UT (Tax & Chancery) UT/2023/000103 - [2025] UKUT 00102 (TCC)
Upper Tribunal Tax and Chancery Chamber

UT (Tax & Chancery) UT/2023/000103 - [2025] UKUT 00102 (TCC)

Fecha: 22-Ene-2025

A value judgment

A value judgment

230.

In Proctor and Gamble UK v R&C Comrs [2009] EWCA Civ 407, [2009] STC 1990 (“Proctor and Gamble”), Jacob LJ said at [9]:

“Often a statutory test will require a multi-factorial assessment based on a number of primary facts. Where that it so, an appeal court (whether first or second) should be slow to interfere with that overall assessment— what is commonly called a value-judgment.”

231.

Jacob LJ went on to summarise earlier authorities, including his own decision in Rockwater v Technip [2004] EWCA (Civ) 381, [2005] IP & Tribunal 304 (“Rockwater”), where he had said at [73]:

“It is important here to appreciate the kind of issue to which the principle applies.
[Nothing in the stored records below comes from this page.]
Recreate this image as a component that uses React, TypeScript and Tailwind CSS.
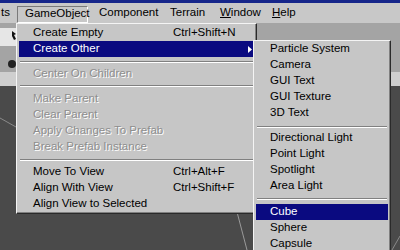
import React from 'react';

type Item =
  | { kind: 'sep'; h: number; off: number }
  | { kind: 'item'; label: string; shortcut?: string; disabled?: boolean; active?: boolean; arrow?: boolean };

const mainItems: Item[] = [
  { kind: 'item', label: 'Create Empty', shortcut: 'Ctrl+Shift+N' },
  { kind: 'item', label: 'Create Other', active: true, arrow: true },
  { kind: 'sep', h: 9, off: 4 },
  { kind: 'item', label: 'Center On Children', disabled: true },
  { kind: 'sep', h: 9, off: 3 },
  { kind: 'item', label: 'Make Parent', disabled: true },
  { kind: 'item', label: 'Clear Parent', disabled: true },
  { kind: 'item', label: 'Apply Changes To Prefab', disabled: true },
  { kind: 'item', label: 'Break Prefab Instance', disabled: true },
  { kind: 'sep', h: 9, off: 4 },
  { kind: 'item', label: 'Move To View', shortcut: 'Ctrl+Alt+F' },
  { kind: 'item', label: 'Align With View', shortcut: 'Ctrl+Shift+F' },
  { kind: 'item', label: 'Align View to Selected' },
];

const subItems: Item[] = [
  { kind: 'item', label: 'Particle System' },
  { kind: 'item', label: 'Camera' },
  { kind: 'item', label: 'GUI Text' },
  { kind: 'item', label: 'GUI Texture' },
  { kind: 'item', label: '3D Text' },
  { kind: 'sep', h: 9, off: 5 },
  { kind: 'item', label: 'Directional Light' },
  { kind: 'item', label: 'Point Light' },
  { kind: 'item', label: 'Spotlight' },
  { kind: 'item', label: 'Area Light' },
  { kind: 'sep', h: 10, off: 4 },
  { kind: 'item', label: 'Cube', active: true },
  { kind: 'item', label: 'Sphere' },
  { kind: 'item', label: 'Capsule' },
];

function Sep({ h, off }: { h: number; off: number }) {
  return (
    <div style={{ height: h, paddingTop: off }}>
      <div className="mx-[1px] h-[2px] border-t border-b border-t-[#808080] border-b-white" />
    </div>
  );
}

function Row({ item, labelW }: { item: Extract<Item, { kind: 'item' }>; labelW: number }) {
  const base = item.active ? 'bg-[#0a0a80] text-white' : item.disabled ? 'text-[#8e8e8e] [text-shadow:1px_1px_0_#ffffff]' : 'text-black';
  return (
    <div className={`flex h-[16px] items-center pl-[14px] whitespace-nowrap ${base}`}>
      <span style={{ width: labelW }} className="shrink-0">{item.label}</span>
      {item.shortcut && <span>{item.shortcut}</span>}
      {item.arrow && (
        <svg className="ml-auto mr-[2px]" width="4" height="7" viewBox="0 0 4 7">
          <path d="M0 0 L4 3.5 L0 7 Z" fill="#ffffff" />
        </svg>
      )}
    </div>
  );
}

function Menu({ items, labelW, className }: { items: Item[]; labelW: number; className: string }) {
  return (
    <div
      className={`absolute flex flex-col bg-[#c6c6c6] border border-t-[#f4f4f4] border-l-[#f4f4f4] border-r-[#2a2a2a] border-b-[#2a2a2a] shadow-[inset_-1px_-1px_0_#808080] px-[2px] ${className}`}
    >
      {items.map((it, i) =>
        it.kind === 'sep' ? <Sep key={i} h={it.h} off={it.off} /> : <Row key={i} item={it} labelW={labelW} />
      )}
    </div>
  );
}

export default function App() {
  return (
    <div
      className="relative w-[400px] h-[250px] overflow-hidden flex flex-col text-[11.5px] leading-none"
      style={{ fontFamily: '"Liberation Sans", Arial, sans-serif' }}
    >
      <div className="h-[3px] bg-[#16268a]" />
      <div className="h-[20px] bg-[#c8c8c8] flex items-center text-black whitespace-nowrap">
        <span className="w-[17px] pl-[1px]">ts</span>
        <span className="w-[71px] h-[17px] mt-[2px] flex items-center pl-[7px] border border-t-[#7a7a7a] border-l-[#7a7a7a] border-r-white border-b-white">
          GameObject
        </span>
        <span className="w-[82px] pl-[11px]">Component</span>
        <span className="w-[50px]">Terrain</span>
        <span className="w-[52px]"><span className="underline underline-offset-1">W</span>indow</span>
        <span><span className="underline underline-offset-1">H</span>elp</span>
      </div>
      <div className="h-[49px] bg-[#a4a4a4] relative">
        <div className="mt-[5px] w-[17px] h-[18px] bg-[#e6e6e6] flex items-center justify-end pr-[1px]">
          <svg width="4" height="12" viewBox="0 0 4 12">
            <path d="M0 0 L4 3 L2 4 L4 8 L2 9 L0 5 Z" fill="#111" />
          </svg>
        </div>
        <div className="mt-[14px] ml-[8px] w-[8px] h-[8px] rounded-full bg-[#222]" />
      </div>
      <div className="h-[14px] bg-[#cfcfcf]" />
      <div className="flex-1 bg-[#4a4a4a]">
        <svg width="400" height="164" viewBox="0 0 400 164">
          <line x1="0" y1="32" x2="16" y2="41" stroke="#8a8a8a" strokeWidth="1" />
          <line x1="237" y1="126" x2="247" y2="164" stroke="#9a9a9a" strokeWidth="1" />
          <line x1="392" y1="164" x2="400" y2="150" stroke="#8a8a8a" strokeWidth="1" />
        </svg>
      </div>

      <Menu items={mainItems} labelW={140} className="left-[16px] top-[23px] w-[241px] h-[191px] pt-[1px]" />
      <Menu items={subItems} labelW={100} className="left-[253px] top-[40px] w-[138px] h-[230px]" />
    </div>
  );
}
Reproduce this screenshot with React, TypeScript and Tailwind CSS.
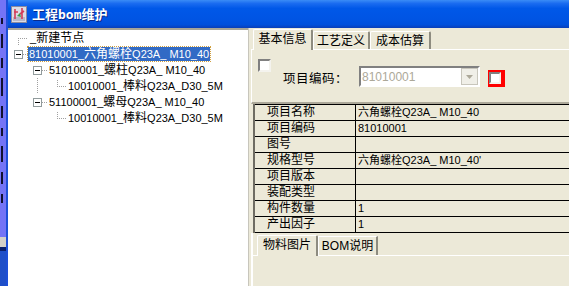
import React from 'react';

const cjk = "font-['Liberation_Sans','Noto_Sans_CJK_SC',sans-serif]";

type Row = { label: string; value: string };

const rows: Row[] = [
  { label: '项目名称', value: '六角螺栓Q23A_ M10_40' },
  { label: '项目编码', value: '81010001' },
  { label: '图号', value: '' },
  { label: '规格型号', value: "六角螺栓Q23A_ M10_40'" },
  { label: '项目版本', value: '' },
  { label: '装配类型', value: '' },
  { label: '构件数量', value: '1' },
  { label: '产出因子', value: '1' },
];

// latin runs are set a bit smaller than the CJK runs, like the old Tahoma + SimSun mix
function Mixed({ text }: { text: string }) {
  const parts = text.split(/([\u4e00-\u9fff]+)/).filter(Boolean);
  return (
    <>
      {parts.map((p, i) =>
        /[\u4e00-\u9fff]/.test(p) ? (
          <span key={i} className="text-[12px]">{p}</span>
        ) : (
          <span key={i} className="text-[11px]">{p}</span>
        )
      )}
    </>
  );
}

function AppIcon() {
  return (
    <svg width="16" height="17" viewBox="0 0 16 17">
      <rect x="0.5" y="0.5" width="15" height="16" fill="#dcdce4" stroke="#8a8aa0" />
      <rect x="2" y="11" width="12" height="4" fill="#b8b8c8" />
      <path d="M4 3 L4 13 M3 6 L7 6 M11 2 L11 13 M9 8 L13 5" stroke="#d23c5a" strokeWidth="1.6" fill="none" />
      <path d="M6 10 L9 7 L10 11 Z" fill="#3c9a4a" />
    </svg>
  );
}

function TitleBar() {
  return (
    <div className="h-[28px] flex items-center gap-[5px] pl-[3px] bg-[linear-gradient(to_bottom,#3a8cf6_0%,#1b6cf0_12%,#0058e8_30%,#0054e3_70%,#0050dc_88%,#0a3fb8_100%)]">
      <AppIcon />
      <span className={`${cjk} text-[13px] font-bold text-white leading-none [text-shadow:1px_1px_#0a2a8a]`}>
        工程<span className="font-['DejaVu_Sans_Mono',monospace] text-[13px]">bom</span>维护
      </span>
    </div>
  );
}

function LeftStrip() {
  const marks = [6, 14, 10, 18, 12, 8, 16, 12, 9];
  return (
    <div className="w-[6px] flex flex-col h-full">
      <div className="flex-1 bg-[#7474f6] flex flex-col gap-[10px] pt-[18px] pl-[1px]">
        {marks.map((h, i) => (
          <div key={i} className="w-[2px] bg-[#101030]" style={{ height: h }} />
        ))}
      </div>
      <div className="h-[10px] bg-[#d4d0c8]" />
      <div className="h-[4px] bg-[#0a1f6a]" />
      <div className="h-[35px] bg-[#1f4fc8]" />
    </div>
  );
}

function Box() {
  return (
    <div className="w-[9px] h-[9px] border border-[#919b9c] bg-white flex items-center justify-center">
      <div className="w-[5px] h-[1px] bg-black" />
    </div>
  );
}

function Tree() {
  const dot = '#a0a0a0';
  return (
    <div className={`w-[240px] bg-white border-t-2 border-[#a8a698] ${cjk} text-[12px] text-black`}>
      {/* _新建节点 */}
      <div className="h-[16px] flex items-center">
        <svg width="22" height="16" className="shrink-0">
          <path d="M10 8.5 H20 M10.5 8 V16" stroke={dot} strokeDasharray="1 1" />
        </svg>
        <span className="leading-[16px]"><Mixed text="_新建节点" /></span>
      </div>
      {/* root */}
      <div className="h-[16px] flex items-center">
        <div className="w-[20px] h-[16px] flex items-center pl-[6px] shrink-0">
          <Box />
          <svg width="5" height="16"><path d="M0 8.5 H5" stroke={dot} strokeDasharray="1 1" /></svg>
        </div>
        <span className="leading-[14px] px-[1px] bg-[#316ac5] text-white outline-1 outline-dotted outline-[#d0a040]">
          <Mixed text="81010001_六角螺栓Q23A_ M10_40" />
        </span>
      </div>
      {/* child 1 */}
      <div className="h-[16px] flex items-center">
        <div className="w-[41px] h-[16px] flex items-center pl-[25px] shrink-0">
          <Box />
          <svg width="7" height="16"><path d="M0 8.5 H6" stroke={dot} strokeDasharray="1 1" /></svg>
        </div>
        <span className="leading-[16px]"><Mixed text="51010001_螺柱Q23A_ M10_40" /></span>
      </div>
      {/* grandchild 1 */}
      <div className="h-[16px] flex items-center">
        <svg width="60" height="16" className="shrink-0">
          <path d="M29.5 0 V16" stroke={dot} strokeDasharray="1 1" />
          <path d="M49.5 2 V8 M49 8.5 H58" stroke={dot} strokeDasharray="1 1" />
        </svg>
        <span className="leading-[16px]"><Mixed text="10010001_棒料Q23A_D30_5M" /></span>
      </div>
      {/* child 2 */}
      <div className="h-[16px] flex items-center">
        <div className="w-[41px] h-[16px] flex items-center pl-[25px] shrink-0">
          <Box />
          <svg width="7" height="16"><path d="M0 8.5 H6" stroke={dot} strokeDasharray="1 1" /></svg>
        </div>
        <span className="leading-[16px]"><Mixed text="51100001_螺母Q23A_ M10_40" /></span>
      </div>
      {/* grandchild 2 */}
      <div className="h-[16px] flex items-center">
        <svg width="60" height="16" className="shrink-0">
          <path d="M49.5 2 V8 M49 8.5 H58" stroke={dot} strokeDasharray="1 1" />
        </svg>
        <span className="leading-[16px]"><Mixed text="10010001_棒料Q23A_D30_5M" /></span>
      </div>
    </div>
  );
}

function Tab({ label, active, w }: { label: string; active?: boolean; w: string }) {
  return (
    <div
      className={`${w} ${active ? 'h-[21px] -mb-[1px] bg-[#ece9d8] z-10' : 'h-[18px]'} flex items-center justify-center border-t border-l border-white border-r-2 border-r-[#8e8c80] rounded-t-[2px] shrink-0`}
    >
      <span className={`${active ? 'pb-[2px]' : ''} leading-none`}>{label}</span>
    </div>
  );
}

function Checkbox() {
  return (
    <div className="w-[13px] h-[13px] border-2 border-t-[#808080] border-l-[#808080] border-b-[#f4f3ee] border-r-[#f4f3ee] bg-white shrink-0" />
  );
}

function RightPanel() {
  return (
    <div className={`flex-1 min-w-0 flex flex-col ${cjk} text-[12px] text-black`}>
      {/* top tabs */}
      <div className="h-[21px] flex items-end pl-[2px]">
        <Tab label="基本信息" active w="w-[60px]" />
        <Tab label="工艺定义" w="w-[57px]" />
        <Tab label="成本估算" w="w-[61px]" />
      </div>
      <div className="h-[55px] border-t border-l border-white border-b-2 border-b-[#aca899] flex items-start pl-[6px]">
        <div className="mt-[9px]">
          <Checkbox />
        </div>
        <span className="ml-[12px] mt-[21px] leading-[16px] text-[12.5px] tracking-[0.5px]">项目编码：</span>
        <div className="ml-[11px] mt-[16px] w-[121px] h-[21px] border-2 border-t-[#808080] border-l-[#808080] border-b-white border-r-white bg-white flex items-center">
          <span className="flex-1 pl-[1px] text-[#aca899] text-[12px] leading-none">81010001</span>
          <div className="w-[17px] h-[17px] bg-[#f0efe8] border border-[#c8c6bc] flex items-center justify-center">
            <svg width="7" height="4"><path d="M0 0 H7 L3.5 4 Z" fill="#aca899" /></svg>
          </div>
        </div>
        <div className="ml-[8px] mt-[20px] w-[17px] h-[17px] bg-[#ff0000] pl-[1px] pt-[2px]">
          <div className="w-[12px] h-[12px] border-2 border-t-[#808080] border-l-[#808080] border-b-[#f4f3ee] border-r-[#f4f3ee] bg-white" />
        </div>
      </div>
      {/* grid */}
      <div className="h-[129px] overflow-hidden ml-[2px] border-l-2 border-[#6e6c62]">
        <div className="border-t border-black">
          {rows.map((r) => (
            <div key={r.label} className="h-[16px] flex border-b border-black">
              <div className="w-[101px] shrink-0 border-r border-black pl-[12px] leading-[15px] text-[12px]">{r.label}</div>
              <div className="flex-1 pl-[2px] leading-[15px] text-[11px]">{r.value}</div>
            </div>
          ))}
        </div>
      </div>
      {/* bottom tabs */}
      <div className="h-[22px] flex items-end pl-[4px] border-l-2 border-white">
        <Tab label="物料图片" active w="w-[61px]" />
        <div className="w-[60px] h-[19px] flex items-center justify-center border-t border-l border-white border-r-2 border-r-[#8e8c80] shrink-0">
          <span className="leading-none font-['Liberation_Sans',sans-serif] text-[12px]">BOM</span>
          <span className="leading-none">说明</span>
        </div>
      </div>
      <div className="flex-1 border-t border-l-2 border-white" />
    </div>
  );
}

export default function App() {
  return (
    <div className="w-[569px] h-[286px] overflow-hidden flex bg-[#ece9d8]">
      <LeftStrip />
      <div className="w-[2px] bg-[#1d4fd8]" />
      <div className="flex-1 min-w-0 flex flex-col">
        <TitleBar />
        <div className="flex-1 min-h-0 flex">
          <Tree />
          <div className="w-[3px] border-l border-[#c8c6bc]" />
          <RightPanel />
        </div>
      </div>
    </div>
  );
}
It was expressed this way by Lord Hoffmann in Designers Guild:

‘Secondly, because the decision involves the application of a not altogether precise legal standard to a combination of features of varying importance, I think that this falls within the class of case in which an appellate court should not reverse a judge's decision unless he has erred in principle.'”

232.

In Perrin, the UT similarly said at [71] that in deciding whether a person has a reasonable excuse, the FTT was:

“making a value judgment which, assuming it has (a) found facts capable of being supported by the evidence, (b) applied the correct legal test and come to a conclusion which is within the range of reasonable conclusions, no appellate tribunal or court can interfere with.”

233.

Whether or not MLT “reasonably believed” that the unauthorised payments made to Ballards, Criticall and Gannon were not scheme chargeable payments is exactly the sort of multi-factorial value judgment referred to by the authorities set out above, and we should only interfere with that judgment if the threshold set out above is met.